>>>

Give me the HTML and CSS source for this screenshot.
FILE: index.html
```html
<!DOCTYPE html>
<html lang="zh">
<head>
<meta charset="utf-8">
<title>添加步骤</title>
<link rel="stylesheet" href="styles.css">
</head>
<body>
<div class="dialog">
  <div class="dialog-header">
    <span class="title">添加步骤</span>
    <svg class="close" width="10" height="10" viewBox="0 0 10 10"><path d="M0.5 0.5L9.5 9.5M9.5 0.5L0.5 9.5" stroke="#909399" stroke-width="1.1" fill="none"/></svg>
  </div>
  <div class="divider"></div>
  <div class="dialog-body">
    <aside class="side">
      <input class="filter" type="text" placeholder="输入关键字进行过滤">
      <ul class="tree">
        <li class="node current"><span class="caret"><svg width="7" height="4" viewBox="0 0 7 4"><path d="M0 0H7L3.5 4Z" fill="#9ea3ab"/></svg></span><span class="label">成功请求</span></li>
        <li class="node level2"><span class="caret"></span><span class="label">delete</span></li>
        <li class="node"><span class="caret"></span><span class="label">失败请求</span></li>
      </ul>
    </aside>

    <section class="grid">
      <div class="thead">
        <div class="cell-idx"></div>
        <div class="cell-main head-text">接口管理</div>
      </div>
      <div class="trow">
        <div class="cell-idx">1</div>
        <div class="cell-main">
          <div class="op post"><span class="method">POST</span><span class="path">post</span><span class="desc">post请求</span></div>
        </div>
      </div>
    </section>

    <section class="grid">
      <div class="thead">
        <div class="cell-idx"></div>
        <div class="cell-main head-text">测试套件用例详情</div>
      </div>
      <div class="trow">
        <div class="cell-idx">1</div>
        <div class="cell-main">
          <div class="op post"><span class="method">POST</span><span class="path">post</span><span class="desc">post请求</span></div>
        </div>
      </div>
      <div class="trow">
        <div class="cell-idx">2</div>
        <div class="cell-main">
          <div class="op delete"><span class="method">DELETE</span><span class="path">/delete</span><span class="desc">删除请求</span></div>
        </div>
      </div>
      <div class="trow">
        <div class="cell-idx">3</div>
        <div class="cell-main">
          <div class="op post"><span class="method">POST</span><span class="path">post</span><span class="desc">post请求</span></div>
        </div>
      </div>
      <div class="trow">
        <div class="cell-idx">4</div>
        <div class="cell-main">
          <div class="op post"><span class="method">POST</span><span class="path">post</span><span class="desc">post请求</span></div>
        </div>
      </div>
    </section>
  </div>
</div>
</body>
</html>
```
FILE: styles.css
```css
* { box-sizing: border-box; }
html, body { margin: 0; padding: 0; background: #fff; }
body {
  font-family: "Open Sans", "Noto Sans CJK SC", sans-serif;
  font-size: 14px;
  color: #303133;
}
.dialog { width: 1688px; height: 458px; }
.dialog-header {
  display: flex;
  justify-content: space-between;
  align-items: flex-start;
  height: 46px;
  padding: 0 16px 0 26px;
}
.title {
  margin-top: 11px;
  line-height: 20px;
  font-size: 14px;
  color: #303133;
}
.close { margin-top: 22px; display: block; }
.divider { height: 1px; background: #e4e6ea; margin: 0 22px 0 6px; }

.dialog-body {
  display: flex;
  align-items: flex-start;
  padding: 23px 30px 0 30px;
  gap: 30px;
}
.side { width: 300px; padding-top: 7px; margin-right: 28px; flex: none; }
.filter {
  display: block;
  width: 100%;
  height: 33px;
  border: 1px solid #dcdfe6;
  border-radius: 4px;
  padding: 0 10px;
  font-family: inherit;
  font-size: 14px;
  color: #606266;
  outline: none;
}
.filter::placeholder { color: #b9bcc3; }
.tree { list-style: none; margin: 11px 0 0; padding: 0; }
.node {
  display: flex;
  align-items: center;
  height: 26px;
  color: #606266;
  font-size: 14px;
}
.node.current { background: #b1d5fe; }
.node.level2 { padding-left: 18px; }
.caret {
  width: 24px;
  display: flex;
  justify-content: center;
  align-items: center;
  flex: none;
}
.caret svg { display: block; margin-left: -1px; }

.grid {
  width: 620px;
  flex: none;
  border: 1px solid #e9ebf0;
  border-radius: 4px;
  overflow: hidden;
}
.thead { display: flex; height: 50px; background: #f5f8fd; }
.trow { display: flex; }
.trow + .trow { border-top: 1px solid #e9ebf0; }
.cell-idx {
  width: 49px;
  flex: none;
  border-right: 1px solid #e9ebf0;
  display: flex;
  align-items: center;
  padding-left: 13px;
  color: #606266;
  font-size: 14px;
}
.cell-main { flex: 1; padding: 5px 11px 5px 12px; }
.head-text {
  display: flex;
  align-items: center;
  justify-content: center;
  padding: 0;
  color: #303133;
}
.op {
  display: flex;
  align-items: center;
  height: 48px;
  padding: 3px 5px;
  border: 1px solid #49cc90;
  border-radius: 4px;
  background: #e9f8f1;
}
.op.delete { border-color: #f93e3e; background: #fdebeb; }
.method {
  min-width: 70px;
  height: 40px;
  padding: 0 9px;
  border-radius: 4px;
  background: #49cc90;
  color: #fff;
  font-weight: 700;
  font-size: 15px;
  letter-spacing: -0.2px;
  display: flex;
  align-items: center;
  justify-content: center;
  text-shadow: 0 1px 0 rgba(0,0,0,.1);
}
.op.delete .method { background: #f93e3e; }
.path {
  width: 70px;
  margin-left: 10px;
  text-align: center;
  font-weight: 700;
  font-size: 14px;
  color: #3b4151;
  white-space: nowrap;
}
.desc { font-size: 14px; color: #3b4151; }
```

<<<
>>>

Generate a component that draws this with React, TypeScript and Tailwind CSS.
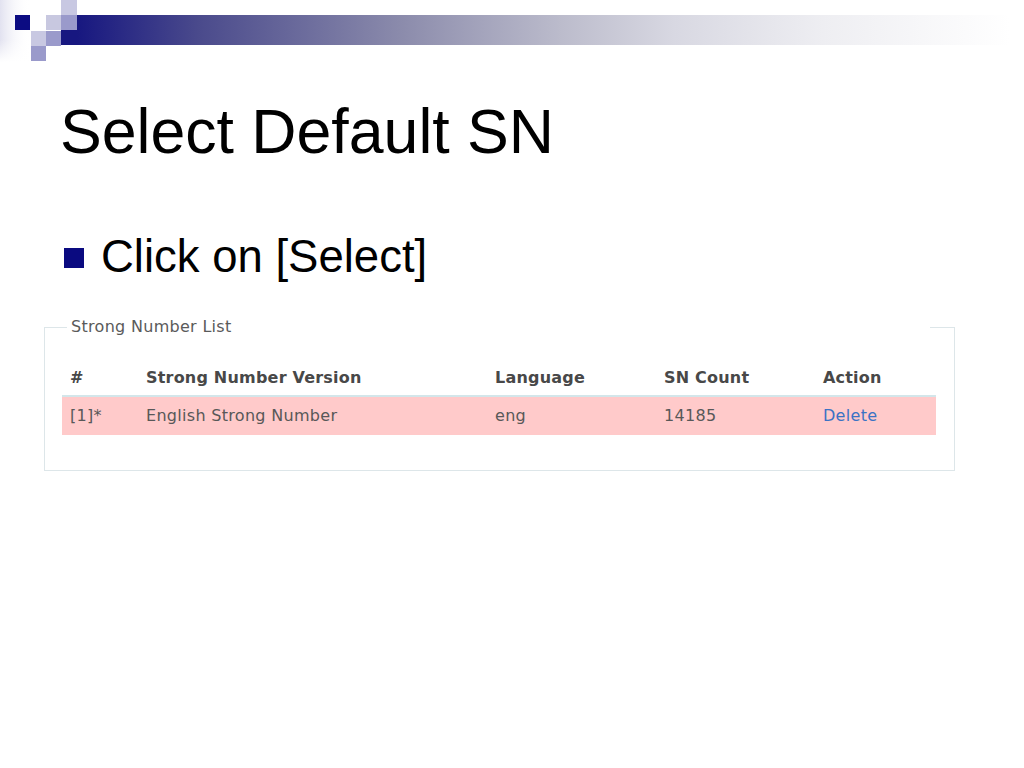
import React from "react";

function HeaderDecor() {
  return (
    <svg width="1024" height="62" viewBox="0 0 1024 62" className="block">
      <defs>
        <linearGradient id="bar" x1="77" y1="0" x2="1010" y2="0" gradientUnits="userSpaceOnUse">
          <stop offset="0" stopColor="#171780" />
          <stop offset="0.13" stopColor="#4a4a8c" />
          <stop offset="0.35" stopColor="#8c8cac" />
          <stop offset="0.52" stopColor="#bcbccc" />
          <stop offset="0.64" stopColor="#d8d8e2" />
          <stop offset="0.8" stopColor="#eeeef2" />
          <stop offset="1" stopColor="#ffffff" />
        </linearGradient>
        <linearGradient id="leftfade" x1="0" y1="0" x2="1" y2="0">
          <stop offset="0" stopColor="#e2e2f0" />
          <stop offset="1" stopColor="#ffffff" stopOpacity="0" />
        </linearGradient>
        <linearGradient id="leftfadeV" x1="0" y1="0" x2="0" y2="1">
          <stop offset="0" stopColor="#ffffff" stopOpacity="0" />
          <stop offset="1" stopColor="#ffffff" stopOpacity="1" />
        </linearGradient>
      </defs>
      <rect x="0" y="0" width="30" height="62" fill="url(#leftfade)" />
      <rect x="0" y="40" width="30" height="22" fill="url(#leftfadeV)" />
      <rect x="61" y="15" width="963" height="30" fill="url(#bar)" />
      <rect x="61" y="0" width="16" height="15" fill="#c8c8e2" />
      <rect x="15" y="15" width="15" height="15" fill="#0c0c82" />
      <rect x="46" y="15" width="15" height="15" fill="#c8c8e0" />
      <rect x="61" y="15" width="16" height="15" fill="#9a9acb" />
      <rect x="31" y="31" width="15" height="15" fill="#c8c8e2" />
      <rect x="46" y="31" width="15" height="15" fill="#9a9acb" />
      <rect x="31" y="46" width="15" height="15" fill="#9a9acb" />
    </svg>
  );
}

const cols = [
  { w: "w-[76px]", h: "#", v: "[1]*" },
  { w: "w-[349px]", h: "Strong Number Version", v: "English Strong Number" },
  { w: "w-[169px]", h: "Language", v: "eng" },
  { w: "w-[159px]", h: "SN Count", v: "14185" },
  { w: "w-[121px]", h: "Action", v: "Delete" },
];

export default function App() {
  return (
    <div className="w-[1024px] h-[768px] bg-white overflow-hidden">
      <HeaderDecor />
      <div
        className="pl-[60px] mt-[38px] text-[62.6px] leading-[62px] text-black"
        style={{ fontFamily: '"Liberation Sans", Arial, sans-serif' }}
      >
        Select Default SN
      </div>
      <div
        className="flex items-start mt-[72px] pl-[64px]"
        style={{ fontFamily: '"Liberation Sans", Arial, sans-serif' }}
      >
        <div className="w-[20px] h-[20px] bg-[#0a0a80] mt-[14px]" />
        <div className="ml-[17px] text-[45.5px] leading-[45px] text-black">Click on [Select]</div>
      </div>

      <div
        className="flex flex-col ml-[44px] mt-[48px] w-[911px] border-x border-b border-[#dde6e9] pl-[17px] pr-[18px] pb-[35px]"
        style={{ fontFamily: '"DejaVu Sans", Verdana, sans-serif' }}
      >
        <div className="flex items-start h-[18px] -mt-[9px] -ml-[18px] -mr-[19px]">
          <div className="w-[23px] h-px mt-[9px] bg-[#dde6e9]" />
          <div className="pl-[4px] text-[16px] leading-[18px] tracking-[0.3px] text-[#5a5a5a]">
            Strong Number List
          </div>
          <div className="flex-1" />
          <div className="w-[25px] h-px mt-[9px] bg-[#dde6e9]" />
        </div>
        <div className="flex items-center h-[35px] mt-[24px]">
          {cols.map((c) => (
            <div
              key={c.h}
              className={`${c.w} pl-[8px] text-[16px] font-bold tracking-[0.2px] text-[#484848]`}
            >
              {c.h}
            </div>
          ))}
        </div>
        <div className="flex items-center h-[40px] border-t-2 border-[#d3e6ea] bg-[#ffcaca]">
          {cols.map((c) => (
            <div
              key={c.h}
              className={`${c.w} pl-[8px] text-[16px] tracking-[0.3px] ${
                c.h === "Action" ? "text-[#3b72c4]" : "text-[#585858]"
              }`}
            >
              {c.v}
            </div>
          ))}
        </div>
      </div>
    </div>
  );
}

<<<
>>>

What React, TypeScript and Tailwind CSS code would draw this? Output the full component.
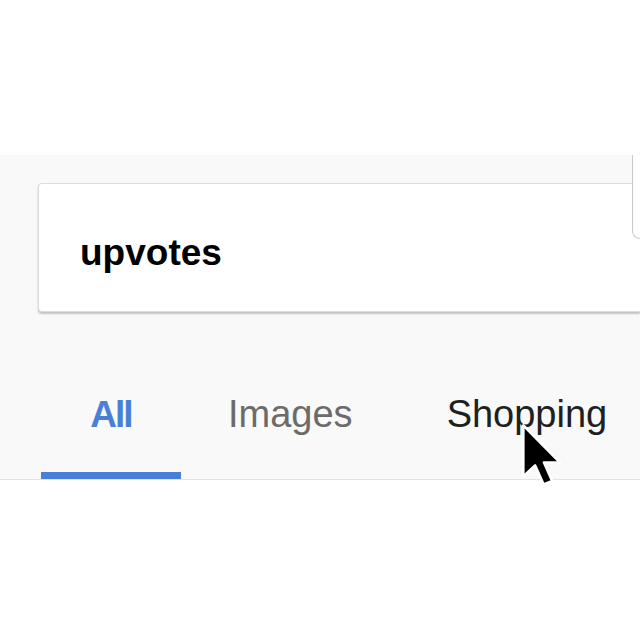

<<<

• **EXERCISE OBJECTIVE**
Start with the line that includes "Generate a component" and finish with the line that includes "import React from": reproduce those lines exactly, nothing before or after, and omit any pictures.

• **SOLUTION FOR THIS PROBLEM**
Generate a component that draws this with React, TypeScript and Tailwind CSS.
import React from "react";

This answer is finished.